Now how to get it to look like the baby has classic cocaine sniffing behavior . . . which of course I’ve only read about and seen in movies.

Here’s what I did:

I taught the girls (for all three sisters were playing the one character) to play OINK OINK PINCH PINCH ( okay, maybe not a brilliant title, but I was making up this stuff as I went along!)

I showed them how make a little piggy oinking noise while wrinkling their adorable little noses,  and then to pinch their little piggie noses two times in a row. Accomplishment #1- The Snorting.

Next I showed them how to make a number “1” with their index finger, which we then turned into a toothbrush.  Then we pretended to brush our teeth.   Accomplishment #2 – The Gum Rubbing.                                                                                                                                                                               VOILA!

While their parents and I (and the entire cast and crew) laughed hysterically at how cute they were (and how they didn’t have a clue) the girls giggled and had a ball.  We got fantastic shots, director Todd Strauss-Schulson and our producers were thrilled, and we got in a great day’s work.

And the pot?   First, I want to tell you that all the smoke you see in that car segment. . . that was added in post production – the triplets were NOT subjected to any smoke inhalation of any kind.  None.  Nada.
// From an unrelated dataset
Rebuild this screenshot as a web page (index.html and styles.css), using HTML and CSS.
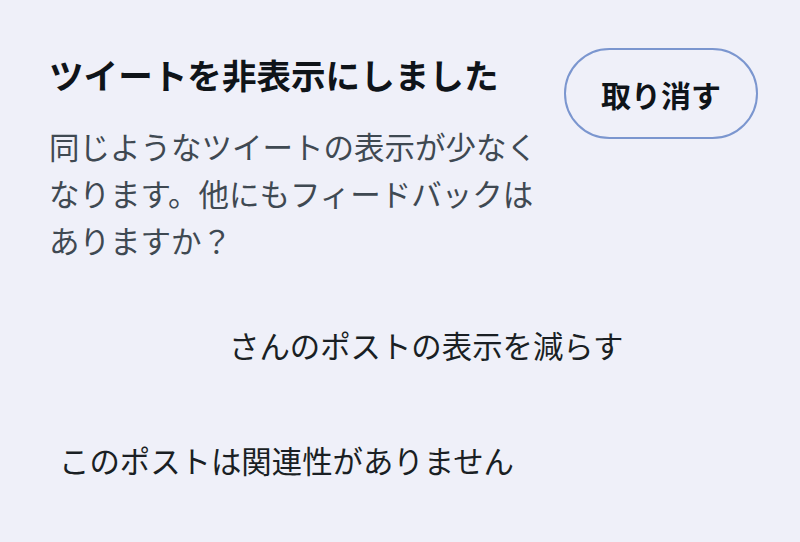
FILE: index.html
```html
<!DOCTYPE html>
<html lang="ja">
<head>
<meta charset="utf-8">
<link rel="stylesheet" href="styles.css">
</head>
<body>
<div class="page">
  <div class="header">
    <div class="info">
      <h1 class="title">ツイートを非表示にしました</h1>
      <p class="desc">同じようなツイートの表示が少なくなります。他にもフィードバックはありますか？</p>
    </div>
    <button class="undo">取り消す</button>
  </div>
  <div class="menu">
    <div class="item item-user"><span class="user"></span>さんのポストの表示を減らす</div>
    <div class="item item-irrelevant">このポストは関連性がありません</div>
  </div>
</div>
</body>
</html>
```
FILE: styles.css
```css
html, body {
  margin: 0;
  padding: 0;
  background: #eff0f9;
}
body {
  font-family: "Noto Sans CJK JP", "Noto Sans", sans-serif;
  width: 800px;
  height: 542px;
  overflow: hidden;
}
.page {
  padding: 48px 42px 0 49px;
}
.header {
  display: flex;
  justify-content: space-between;
  align-items: flex-start;
}
.info {
  width: 500px;
}
.title {
  margin: 6px 0 0 0;
  font-size: 34.6px;
  line-height: 40px;
  font-weight: 700;
  color: #0f1419;
}
.desc {
  margin: 29px 0 0 0;
  font-size: 30.5px;
  line-height: 47px;
  color: #3f4952;
}
.undo {
  width: 194px;
  height: 91px;
  border: 2px solid #7b96cf;
  border-radius: 46px;
  background: transparent;
  font-family: inherit;
  font-size: 30px;
  font-weight: 700;
  color: #0f1419;
  padding: 0;
}
.menu {
  margin-top: 58px;
}
.item {
  font-size: 30.4px;
  line-height: 47px;
  color: #1a1f24;
}
.item-user {
  padding-left: 180px;
}
.item-irrelevant {
  margin-top: 68px;
  padding-left: 10px;
}
```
Zip!  (fortunate for me, too, as I was hiding in the front seat!)


Here’s what we did for that segment:  I would make whichever girl was working laugh and giggle with one or another of my silly faces or noises, then she would play “make a face like Dawnie” – where I’d be all wacky and silly and she would mirror my expression. . . and then, while doing that,  we played “say what Dawnie says” and she would repeat things after me like “oooooh, I feel dizzy,” or “oooooh, wow, the car is spinning,” or “I’m starving.”

Voila, again.  A stoned little munchkin.

I’m probably going straight to hell for this one.

 DSC00913  DSC00941

PS.  The worst thing I ever SAID in show business was (to Props department):  “Hey, guys, can I have the cocaine for the babies, please?”!

 © Dawn Jeffory-Nelson 2013

All rights reserved



Let’s travel out of continuity – I will do so repeatedly in the blog! – and go to the FIRST meeting with Ms. Streep:

So – everyone was pretty excited on this one particular day at Paramount Studios in LEMONY SNICKET base camp- well, at least I was VERY excited, for sure.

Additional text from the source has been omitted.